While she has extensive experience in crop and livestock insurance, Rubin hopes to be paired with a mentor knowledgeable about cattle marketing.
She also hopes to fine-tune her skills as a sector advocate and expand her network in the industry.
“I want to be an advocate for the industry and let my passion show for the cattle industry,” she says.
She, along with her husband and young daughter, looks forward to one day applying her mentorship experience as ranchers. The family currently lives in Fort St. John and aspire to start their own ranch.
“[We] hope to move back to the country soon and become producers ourselves,” says Rubin.
For now, she enjoys lending a hand on her parent’s ranch, helping with calving, vaccinations and other tasks around the farm.
Amanda Miller grew up on a small family ranch and hopes to apply her schooling and career skills to her mentorship experience. She spent her childhood ranching, which led her to pursue education in natural resource management and rangeland ecology.
“I have a strong background in policy and I want to work on policy solutions to help maintain the competitiveness and economic viability of the beef industry,” she says. “I did my undergrad in the natural resource program at Thompson Rivers University in Kamloops and then I went onto the University of Alberta and got a graduate degree in rangeland and wildlife resources,” Miller says.
Miller has been a professional agrologist since 2016 and is the owner and founder of Palouse Rangeland Consulting in Lumby.
Through the CYL Program, she hopes to grow her network and delve further into policy.
“I would really like to gain more knowledge of the beef sector and the challenges and opportunities that are in the realm of policy and advocacy,” Miller says. “Having an understanding of the current state of different policy challenges that the industry faces, would be beneficial.
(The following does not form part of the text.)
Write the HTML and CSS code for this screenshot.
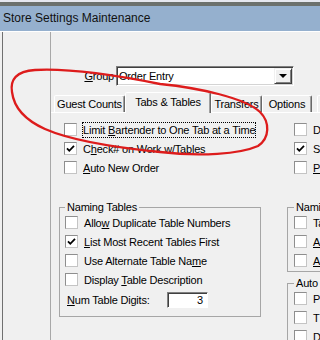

As well as learning where I can provide positive change.”
She is also interested in conservation issues.
“I come from an ecology perspective, so I look forward to further exploring the relationships between a vibrant beef industry and grassland conservation outcomes because they are so intrinsically tied,” she explains.
Three-quarters of this year’s finalists are female, which shows promise for diverse involvement in the Canadian beef sector moving forward.
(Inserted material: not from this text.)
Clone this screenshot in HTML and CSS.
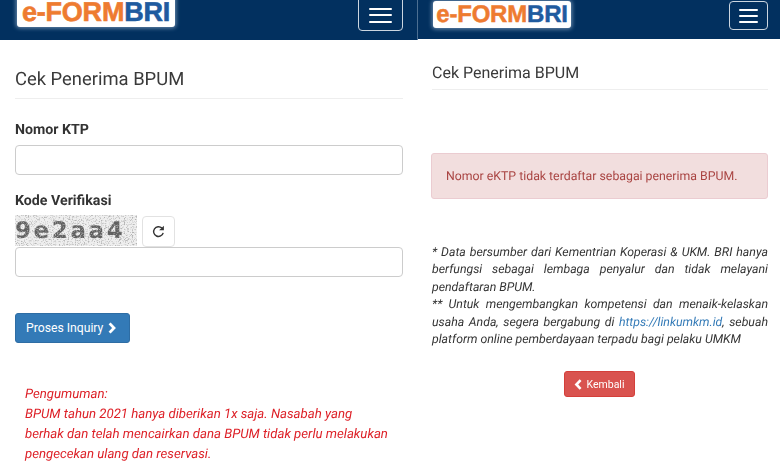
FILE: index.html
```html
<!DOCTYPE html>
<html lang="id">
<head>
<meta charset="utf-8">
<title>Cek Penerima BPUM</title>
<link rel="stylesheet" href="styles.css">
</head>
<body>
<div class="screens">
  <section class="screen screen-left">
    <header class="topbar topbar-left">
      <div class="logo logo-left"><span class="logo-orange">e-FORM</span><span class="logo-blue">BRI</span></div>
      <button class="toggle toggle-left" aria-label="Menu"><i></i><i></i><i></i></button>
    </header>
    <main class="body-left">
      <h1 class="title-left">Cek Penerima BPUM</h1>
      <label class="label label-ktp">Nomor KTP</label>
      <div class="input"></div>
      <label class="label label-kode">Kode Verifikasi</label>
      <div class="captcha-row">
        <div class="captcha">
          <span>9e2aa4</span>
          <svg class="captcha-noise" width="122" height="31">
            <filter id="speckle" x="0" y="0" width="100%" height="100%">
              <feTurbulence type="fractalNoise" baseFrequency="0.75" numOctaves="2" seed="7"/>
              <feColorMatrix type="matrix" values="0 0 0 0 .45  0 0 0 0 .45  0 0 0 0 .45  2.6 2.6 0 0 -2.55"/>
            </filter>
            <rect width="122" height="31" filter="url(#speckle)"/>
          </svg>
        </div>
        <button class="refresh" aria-label="Muat ulang">
          <svg width="13" height="13" viewBox="0 0 16 16"><path d="M13.8 9.6A6 6 0 1 1 12.2 3.8" fill="none" stroke="#333" stroke-width="1.7"/><path d="M14.6 .8v5.8H8.8z" fill="#333"/></svg>
        </button>
      </div>
      <div class="input input-code"></div>
      <button class="btn btn-blue">Proses Inquiry
        <svg class="chev" width="10" height="12" viewBox="0 0 10 12"><path d="M2.6 1.4 7 6l-4.4 4.6" fill="none" stroke="#fff" stroke-width="2.8"/></svg>
      </button>
      <p class="notice">Pengumuman:<br>BPUM tahun 2021 hanya diberikan 1x saja. Nasabah yang berhak dan telah mencairkan dana BPUM tidak perlu melakukan pengecekan ulang dan reservasi.</p>
    </main>
  </section>
  <section class="screen screen-right">
    <header class="topbar topbar-right">
      <div class="logo logo-right"><span class="logo-orange">e-FORM</span><span class="logo-blue">BRI</span></div>
      <button class="toggle toggle-right" aria-label="Menu"><i></i><i></i><i></i></button>
    </header>
    <main class="body-right">
      <h1 class="title-right">Cek Penerima BPUM</h1>
      <div class="alert">Nomor eKTP tidak terdaftar sebagai penerima BPUM.</div>
      <p class="note">* Data bersumber dari Kementrian Koperasi &amp; UKM. BRI hanya berfungsi sebagai lembaga penyalur dan tidak melayani pendaftaran BPUM.<br>** Untuk mengembangkan kompetensi dan menaik-kelaskan usaha Anda, segera bergabung di <a href="#">https://linkumkm.id</a>, sebuah platform online pemberdayaan terpadu bagi pelaku UMKM</p>
      <div class="back-row">
        <button class="btn btn-red">
          <svg class="chev" width="9" height="11" viewBox="0 0 9 11"><path d="M6.6 1.2 2.4 5.5l4.2 4.3" fill="none" stroke="#fff" stroke-width="2.6"/></svg>
          Kembali</button>
      </div>
    </main>
  </section>
</div>
</body>
</html>
```
FILE: styles.css
```css
* { box-sizing: border-box; }
html, body { margin: 0; padding: 0; background: #fff; }
body { width: 780px; height: 470px; overflow: hidden; font-family: Roboto, "Liberation Sans", sans-serif; color: #333; text-rendering: geometricPrecision; }
.screens { display: grid; grid-template-columns: 418px 362px; height: 470px; filter: blur(.35px); }
.screen { overflow: hidden; height: 470px; }

.topbar { display: flex; justify-content: space-between; align-items: flex-end; background: #02305f; overflow: hidden; }
.topbar-left { height: 40px; padding: 0 14px 9px 17px; border-right: 1px solid #4d6f92; }
.topbar-right { height: 39px; padding: 0 12px 9px 15px; }

.logo { display: flex; align-items: center; justify-content: center; background: #fff; border-radius: 3px; font-family: "Liberation Sans", sans-serif; font-weight: 700; white-space: nowrap; box-shadow: 0 0 4px 1px #6f8fb0; }
.logo-left { width: 158px; height: 38px; flex: none; margin-bottom: 4px; padding-top: 9px; font-size: 27px; letter-spacing: -.2px; -webkit-text-stroke: .6px currentColor; }
.logo-right { width: 138px; height: 27px; margin-bottom: 2px; font-size: 24px; letter-spacing: -.2px; -webkit-text-stroke: .5px currentColor; }
.logo-orange { color: #ee7b30; }
.logo-blue { color: #1f5b9f; }

.toggle { display: flex; flex-direction: column; justify-content: center; flex: none; padding: 0; background: transparent; border: 1px solid #ccd6e0; border-radius: 4px; }
.toggle i { display: block; height: 2px; background: #fff; border-radius: 1px; }
.toggle-left { width: 45px; height: 40px; padding: 8px 10px 0; gap: 4.5px; }
.toggle-right { width: 39px; height: 29px; padding: 0 9px; gap: 4px; }

.body-left { padding: 0 15px; }
.title-left { margin: 29px 0 0; padding-bottom: 8px; font-size: 18.4px; line-height: 21px; font-weight: 400; color: #3a3a3a; border-bottom: 1px solid #eee; }
.label { display: block; font-size: 14.2px; font-weight: 700; line-height: 17px; color: #333; }
.label-ktp { margin-top: 23px; margin-bottom: 6px; }
.label-kode { margin-top: 18px; margin-bottom: 5px; }
.input { height: 30px; width: 388px; background: #fff; border: 1px solid #ccc; border-radius: 4px; }
.captcha-row { display: flex; align-items: flex-end; gap: 5px; height: 32px; }
.captcha { position: relative; width: 122px; height: 31px; overflow: hidden; background: #efefef; align-self: flex-start; }
.captcha span { display: block; font-family: "DejaVu Sans", sans-serif; font-size: 23px; font-weight: 700; line-height: 33px; letter-spacing: 2.6px; color: #606060; }
.captcha-noise { position: absolute; top: 0; left: 0; }
.refresh { display: flex; align-items: center; justify-content: center; width: 33px; height: 31px; padding: 0; background: #fff; border: 1px solid #e2e2e2; border-radius: 4px; }

.btn { display: inline-flex; align-items: center; border-radius: 3px; color: #fff; font-family: Roboto, "Liberation Sans", sans-serif; }
.btn-blue { margin-top: 36px; width: 115px; height: 30px; padding: 0 0 0 10px; gap: 4px; font-size: 12.2px; background: #337ab7; border: 1px solid #2e6da4; white-space: nowrap; }
.btn-red { width: 71px; height: 26px; padding: 0 0 0 9px; gap: 4px; font-size: 10.5px; background: #d9534f; border: 1px solid #d43f3a; }

.notice { margin: 42px 0 0; padding: 0 10px; font-size: 13.2px; line-height: 20px; font-style: italic; color: #dd1f26; }

.body-right { padding: 0 12px 0 14px; }
.title-right { margin: 24px 0 0; padding-bottom: 7px; font-size: 16px; line-height: 19px; font-weight: 400; color: #3a3a3a; border-bottom: 1px solid #eee; }
.alert { margin: 63px 0 0 -1px; height: 46px; padding: 0 14px; font-size: 12.3px; line-height: 46px; color: #a94442; background: #f2dede; border: 1px solid #ebccd1; border-radius: 3px; white-space: nowrap; }
.note { margin: 46px 0 0; font-size: 12.3px; line-height: 17.4px; font-style: italic; text-align: justify; color: #333; }
.note a { color: #337ab7; text-decoration: none; }
.back-row { display: flex; justify-content: center; margin-top: 22px; padding-right: 2px; }
```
“Women have always been heavily involved in this [industry] and now with social change, we are seeing a lot more diversity within the cattle industry and more inclusion of different people who offer valuable viewpoints and perspectives,” says Miller. “A place has been made in the beef industry for women and we are excited to take part.”
The finalists participated in a day-long virtual competition on August 30 to vie for their spots in this year’s initiative. Following judged roundtable discussions on a variety of industry topics, 16 finalists from across the country were chosen, and each participant will receive a $2,000 travel budget and be paired with an industry leader later this fall.
The 2019 and 2020 program BC participants Kate Barnet, Andrea van Iterson and Laura Code graduated at the end of September. Since 2010, the CYL program has facilitated mentorship for over 120 graduates.
The CYL Mentorship Program is led by the Canadian Cattlemen’s Association to provide young people aged between 18 and 35 with industry-specific training and mentorship opportunities. Participants network and travel and as a mentee, gain skills that allow them to succeed in the Canadian beef industry.